With such a busy schedule how do you stay sane and keep on top of it all?
“I think it’s in your nature, in your individual character, how you manage to deal with the ‘Loony Tunes’ and ‘Disneyland’ world of being on the road, where everything is focussed and centred around you. If, when you come back into reality, you can deal with ‘normal’ - like going to the supermarket, putting the garbage out - it’s not a problem. You understand that it’s two sides of the coin that actually make the coin valuable. For some people, though, Disneyland is the only place they want to be. Like Keith Moon, whose whole life was built around what he had become - a 24 hour maniac rock ‘n’ roll star. You can’t ever imagine Keith having a normal day... Most drummers tend to be extremes though - there’s generally not a grey area – and to my detriment, or through the luck of the Gods, when I come off the road I find it very, very easy to switch it all off and just become Mr Average. I really believe that having the ability to do that gives you the chance to keep going for much longer.”
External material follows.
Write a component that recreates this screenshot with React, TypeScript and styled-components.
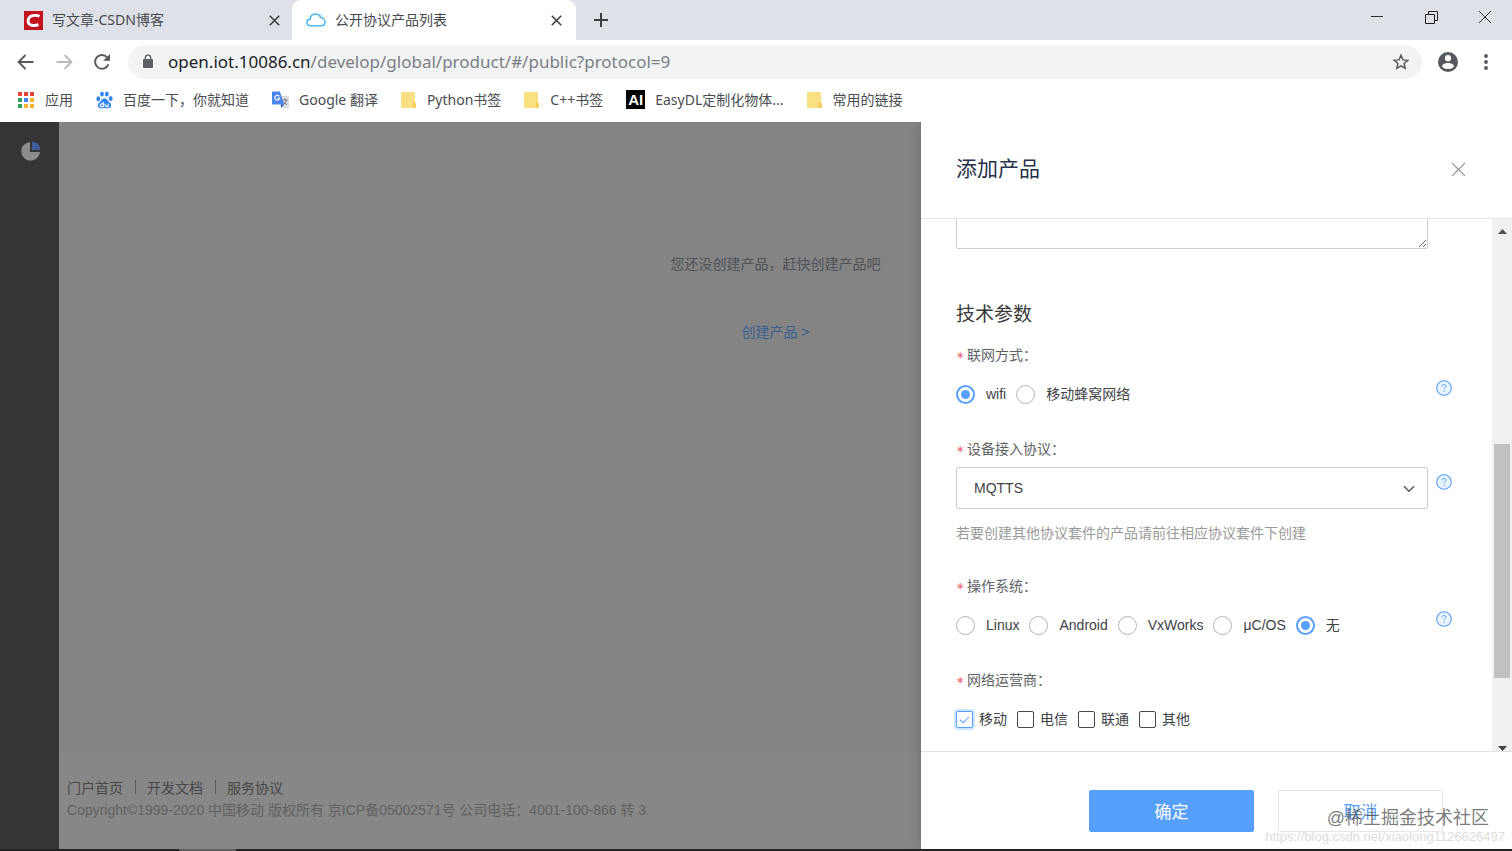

What drives you as a drummer?
“Well, I still enjoy playing the drums. Nothing that I play is orthodox; everything I have is self-taught with all the glories and downfalls that that brings. I don’t know why people like what I do - it’s not that clever, it’s not that technical - but, whatever it is, it communicates and I’m very, very frightened of mucking up something so precious. It’s not like coming to a full stop, but it means that I don’t go looking for other stuff which may dilute the very thing that makes my performance work, and when I do find something new it’s by accident. Maybe that’s a shame, but I am so protective of what I have, especially as I don’t know exactly what it is! I’ll listen back to things I’ve done and I’ll be mesmerised myself, because I don’t know what I did, or how I did it. All I do I know is that I’ll probably never do it again!””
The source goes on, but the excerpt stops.